Diversity To test the effects of prompt diversity, while controlling for quality and quantity, we compare the effect of training on quality-filtered Stack Exchange data, which has heterogeneous prompts with excellent responses, and wikiHow data, which has homogeneous prompts with excellent responses. While we compare Stack Exchange with wikiHow as a proxy for diversity, we acknowledge that there may be other conflating factors when sampling data from two different sources. We sample 2,000 training examples from each source (following the same protocol from Section 2.1).

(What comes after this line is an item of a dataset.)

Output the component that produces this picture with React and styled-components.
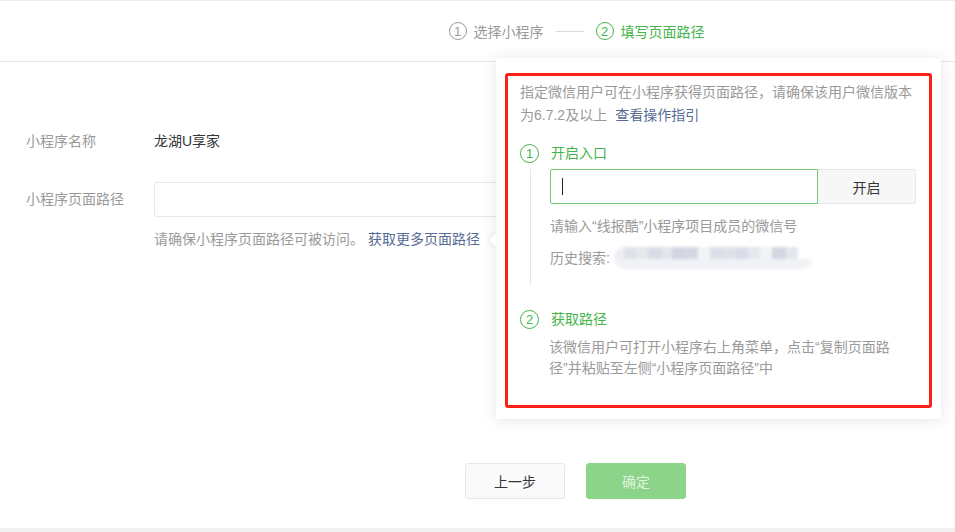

Figure 5 shows that the more diverse Stack Exchange data yields significantly higher performance.

Quality To test the effects of response quality, we sample 2,000 examples from Stack Exchange without any quality or stylistic filters, and compare a model trained on this dataset to the one trained on our filtered dataset. Figure 5 shows that there is a significant 0.5 point difference between models trained on the filtered and unfiltered data sources.


It’s fascinating to consider the implications of the LIMA paper. It challenges the traditional methods of alignment and opens up new possibilities in training large language models. However, it’s worth noting that the results obtained are based on a specific model and training set, so it’s possible that other models might behave differently. Also, it’s important to remember that while a smaller instruction set might be effective, the quality of that instruction set is paramount. It will be exciting to see how this line of research develops in the future!